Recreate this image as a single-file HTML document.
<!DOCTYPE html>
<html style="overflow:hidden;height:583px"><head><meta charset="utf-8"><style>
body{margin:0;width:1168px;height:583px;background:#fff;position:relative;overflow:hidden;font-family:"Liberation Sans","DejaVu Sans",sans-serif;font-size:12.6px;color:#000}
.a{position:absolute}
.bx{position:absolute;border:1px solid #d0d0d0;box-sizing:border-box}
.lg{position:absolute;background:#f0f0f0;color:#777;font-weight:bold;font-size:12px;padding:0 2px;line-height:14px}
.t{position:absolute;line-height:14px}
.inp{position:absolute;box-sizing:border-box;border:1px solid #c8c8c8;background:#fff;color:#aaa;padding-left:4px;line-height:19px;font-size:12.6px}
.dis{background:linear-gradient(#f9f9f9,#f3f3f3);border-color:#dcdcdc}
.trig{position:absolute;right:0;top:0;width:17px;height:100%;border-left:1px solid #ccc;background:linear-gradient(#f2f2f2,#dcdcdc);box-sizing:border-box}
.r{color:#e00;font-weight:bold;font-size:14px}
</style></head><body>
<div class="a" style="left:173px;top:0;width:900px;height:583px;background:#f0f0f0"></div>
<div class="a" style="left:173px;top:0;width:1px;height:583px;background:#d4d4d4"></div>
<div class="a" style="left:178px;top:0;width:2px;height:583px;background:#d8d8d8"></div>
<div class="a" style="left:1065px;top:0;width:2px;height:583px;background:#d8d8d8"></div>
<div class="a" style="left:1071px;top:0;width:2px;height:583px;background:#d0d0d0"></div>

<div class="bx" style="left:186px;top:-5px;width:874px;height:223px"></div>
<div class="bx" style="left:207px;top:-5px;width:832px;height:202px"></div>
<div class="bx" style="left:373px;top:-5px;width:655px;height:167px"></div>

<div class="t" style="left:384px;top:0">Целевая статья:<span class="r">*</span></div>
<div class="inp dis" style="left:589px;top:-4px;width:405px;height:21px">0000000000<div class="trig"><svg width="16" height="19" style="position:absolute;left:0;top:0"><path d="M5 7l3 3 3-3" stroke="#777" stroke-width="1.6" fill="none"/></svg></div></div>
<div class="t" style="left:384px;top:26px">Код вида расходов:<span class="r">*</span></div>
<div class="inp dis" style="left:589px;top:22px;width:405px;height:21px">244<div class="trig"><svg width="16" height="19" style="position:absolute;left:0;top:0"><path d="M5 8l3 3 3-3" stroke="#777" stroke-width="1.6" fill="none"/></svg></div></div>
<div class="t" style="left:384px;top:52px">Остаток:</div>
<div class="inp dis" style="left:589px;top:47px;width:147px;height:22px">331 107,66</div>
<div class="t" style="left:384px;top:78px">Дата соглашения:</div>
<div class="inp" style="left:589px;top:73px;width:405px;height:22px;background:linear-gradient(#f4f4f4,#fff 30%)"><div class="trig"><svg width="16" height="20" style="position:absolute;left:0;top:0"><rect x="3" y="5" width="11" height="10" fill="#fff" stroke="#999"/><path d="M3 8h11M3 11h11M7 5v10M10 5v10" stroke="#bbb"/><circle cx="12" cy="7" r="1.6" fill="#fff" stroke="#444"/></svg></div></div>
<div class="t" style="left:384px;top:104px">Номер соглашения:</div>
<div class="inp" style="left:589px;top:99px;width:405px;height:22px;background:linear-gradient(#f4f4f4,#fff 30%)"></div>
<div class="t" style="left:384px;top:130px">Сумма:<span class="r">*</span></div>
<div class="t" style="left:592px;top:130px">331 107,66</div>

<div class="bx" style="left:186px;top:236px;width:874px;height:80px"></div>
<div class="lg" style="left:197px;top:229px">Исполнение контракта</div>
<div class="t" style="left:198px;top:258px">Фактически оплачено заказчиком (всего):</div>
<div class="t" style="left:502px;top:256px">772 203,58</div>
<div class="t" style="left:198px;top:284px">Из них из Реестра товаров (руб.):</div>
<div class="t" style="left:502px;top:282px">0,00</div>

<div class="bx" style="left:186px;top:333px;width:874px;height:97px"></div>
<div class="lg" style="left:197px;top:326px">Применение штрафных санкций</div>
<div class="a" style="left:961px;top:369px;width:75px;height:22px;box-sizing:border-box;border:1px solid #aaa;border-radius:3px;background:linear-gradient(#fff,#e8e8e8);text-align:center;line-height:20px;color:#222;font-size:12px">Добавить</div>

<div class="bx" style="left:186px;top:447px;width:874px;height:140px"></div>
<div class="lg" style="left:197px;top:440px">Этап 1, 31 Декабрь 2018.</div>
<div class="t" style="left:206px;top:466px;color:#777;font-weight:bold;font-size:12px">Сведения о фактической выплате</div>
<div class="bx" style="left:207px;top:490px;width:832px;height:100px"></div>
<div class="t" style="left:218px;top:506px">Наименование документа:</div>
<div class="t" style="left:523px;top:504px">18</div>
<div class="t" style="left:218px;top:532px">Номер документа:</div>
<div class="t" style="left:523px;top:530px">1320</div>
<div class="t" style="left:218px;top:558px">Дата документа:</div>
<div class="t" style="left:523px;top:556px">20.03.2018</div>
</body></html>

==============================

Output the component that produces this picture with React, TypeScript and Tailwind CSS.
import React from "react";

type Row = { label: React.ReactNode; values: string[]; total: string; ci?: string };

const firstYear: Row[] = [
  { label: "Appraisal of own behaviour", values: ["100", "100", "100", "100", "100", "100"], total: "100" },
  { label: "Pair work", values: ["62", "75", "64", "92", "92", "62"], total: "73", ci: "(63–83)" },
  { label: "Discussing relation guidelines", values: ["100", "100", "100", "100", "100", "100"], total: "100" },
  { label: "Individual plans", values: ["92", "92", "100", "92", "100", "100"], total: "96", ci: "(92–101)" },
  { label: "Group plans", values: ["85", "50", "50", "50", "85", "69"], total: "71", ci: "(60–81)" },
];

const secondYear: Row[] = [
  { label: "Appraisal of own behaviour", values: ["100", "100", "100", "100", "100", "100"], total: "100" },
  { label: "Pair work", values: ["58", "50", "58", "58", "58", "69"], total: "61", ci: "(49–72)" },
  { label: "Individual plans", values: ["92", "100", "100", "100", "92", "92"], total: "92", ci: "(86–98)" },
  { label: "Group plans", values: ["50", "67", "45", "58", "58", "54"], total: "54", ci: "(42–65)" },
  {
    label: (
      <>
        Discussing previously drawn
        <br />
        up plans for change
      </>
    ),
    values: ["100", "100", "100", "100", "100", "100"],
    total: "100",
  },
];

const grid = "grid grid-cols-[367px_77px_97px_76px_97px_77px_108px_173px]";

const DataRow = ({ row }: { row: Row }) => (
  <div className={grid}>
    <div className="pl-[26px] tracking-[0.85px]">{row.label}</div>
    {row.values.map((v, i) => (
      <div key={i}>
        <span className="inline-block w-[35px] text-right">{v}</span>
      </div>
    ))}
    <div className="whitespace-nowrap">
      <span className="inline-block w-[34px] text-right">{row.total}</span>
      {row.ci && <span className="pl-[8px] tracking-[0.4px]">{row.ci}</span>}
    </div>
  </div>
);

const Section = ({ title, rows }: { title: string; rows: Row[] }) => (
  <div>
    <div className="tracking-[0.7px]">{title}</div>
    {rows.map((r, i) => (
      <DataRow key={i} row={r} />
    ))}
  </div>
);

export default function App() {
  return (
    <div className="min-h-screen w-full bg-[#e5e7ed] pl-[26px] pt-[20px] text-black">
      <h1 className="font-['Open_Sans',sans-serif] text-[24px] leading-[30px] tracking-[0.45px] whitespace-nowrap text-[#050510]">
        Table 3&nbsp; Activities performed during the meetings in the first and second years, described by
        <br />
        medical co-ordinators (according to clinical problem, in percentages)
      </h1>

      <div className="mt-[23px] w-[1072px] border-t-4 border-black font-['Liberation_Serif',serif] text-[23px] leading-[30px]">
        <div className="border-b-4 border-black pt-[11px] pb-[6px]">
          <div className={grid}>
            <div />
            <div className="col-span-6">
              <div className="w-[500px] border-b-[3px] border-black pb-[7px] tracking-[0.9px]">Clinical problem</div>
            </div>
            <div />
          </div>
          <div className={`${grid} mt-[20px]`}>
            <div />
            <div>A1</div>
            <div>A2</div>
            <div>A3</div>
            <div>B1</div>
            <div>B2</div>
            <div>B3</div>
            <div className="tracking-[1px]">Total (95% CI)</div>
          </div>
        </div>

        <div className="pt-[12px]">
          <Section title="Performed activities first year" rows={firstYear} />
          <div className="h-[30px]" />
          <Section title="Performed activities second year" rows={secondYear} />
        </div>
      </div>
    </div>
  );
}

==============================

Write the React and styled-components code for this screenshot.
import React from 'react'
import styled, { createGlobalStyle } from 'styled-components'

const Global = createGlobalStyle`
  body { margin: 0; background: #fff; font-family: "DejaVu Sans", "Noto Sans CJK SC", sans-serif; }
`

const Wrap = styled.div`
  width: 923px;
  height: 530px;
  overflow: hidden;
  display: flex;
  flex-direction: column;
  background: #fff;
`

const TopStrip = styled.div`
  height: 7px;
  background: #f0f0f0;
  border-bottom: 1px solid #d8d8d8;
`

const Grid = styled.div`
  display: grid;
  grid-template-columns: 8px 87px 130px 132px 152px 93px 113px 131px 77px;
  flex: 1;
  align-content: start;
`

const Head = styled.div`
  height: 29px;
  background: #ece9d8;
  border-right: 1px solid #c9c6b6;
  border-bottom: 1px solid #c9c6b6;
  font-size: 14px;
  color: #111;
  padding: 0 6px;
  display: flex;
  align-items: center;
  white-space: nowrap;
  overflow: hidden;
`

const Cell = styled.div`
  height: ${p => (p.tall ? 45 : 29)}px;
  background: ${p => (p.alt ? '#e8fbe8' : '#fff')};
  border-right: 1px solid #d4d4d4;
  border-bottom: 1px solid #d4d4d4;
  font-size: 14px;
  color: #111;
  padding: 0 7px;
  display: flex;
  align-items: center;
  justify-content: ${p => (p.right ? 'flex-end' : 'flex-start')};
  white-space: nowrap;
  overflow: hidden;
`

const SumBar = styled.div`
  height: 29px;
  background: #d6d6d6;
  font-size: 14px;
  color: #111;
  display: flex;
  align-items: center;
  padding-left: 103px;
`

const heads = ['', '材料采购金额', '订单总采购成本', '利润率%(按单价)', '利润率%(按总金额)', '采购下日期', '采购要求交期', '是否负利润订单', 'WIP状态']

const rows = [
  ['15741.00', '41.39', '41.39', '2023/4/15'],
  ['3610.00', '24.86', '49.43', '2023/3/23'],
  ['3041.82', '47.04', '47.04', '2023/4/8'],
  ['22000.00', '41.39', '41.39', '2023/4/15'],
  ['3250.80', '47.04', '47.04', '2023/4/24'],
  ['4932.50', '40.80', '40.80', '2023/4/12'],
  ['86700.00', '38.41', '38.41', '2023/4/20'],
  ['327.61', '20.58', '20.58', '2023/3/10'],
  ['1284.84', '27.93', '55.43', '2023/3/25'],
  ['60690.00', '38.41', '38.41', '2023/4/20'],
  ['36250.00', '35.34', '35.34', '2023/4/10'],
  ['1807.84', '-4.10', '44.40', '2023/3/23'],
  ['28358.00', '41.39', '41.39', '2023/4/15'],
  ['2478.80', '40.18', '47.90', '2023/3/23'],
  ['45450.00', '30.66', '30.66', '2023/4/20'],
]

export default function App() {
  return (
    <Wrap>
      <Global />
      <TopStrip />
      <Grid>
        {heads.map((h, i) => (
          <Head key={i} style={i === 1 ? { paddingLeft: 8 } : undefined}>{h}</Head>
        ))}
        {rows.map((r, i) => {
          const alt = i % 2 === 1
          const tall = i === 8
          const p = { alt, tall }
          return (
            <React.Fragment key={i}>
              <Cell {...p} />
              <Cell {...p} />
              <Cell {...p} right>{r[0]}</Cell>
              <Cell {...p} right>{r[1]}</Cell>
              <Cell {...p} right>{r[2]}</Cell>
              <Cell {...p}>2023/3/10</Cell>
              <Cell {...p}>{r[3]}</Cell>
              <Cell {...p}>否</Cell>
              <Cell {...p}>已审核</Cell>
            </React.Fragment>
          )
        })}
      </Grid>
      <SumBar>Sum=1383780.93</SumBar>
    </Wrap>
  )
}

==============================

PROBLEM STATEMENT | Retype only this portion of the data above: the line containing "Output the component", the line containing "React.ReactNode; values: string[];", and all lines between them, exactly.

WRITTEN SOLUTION |
Output the component that produces this picture with React, TypeScript and Tailwind CSS.
import React from "react";

type Row = { label: React.ReactNode; values: string[]; total: string; ci?: string };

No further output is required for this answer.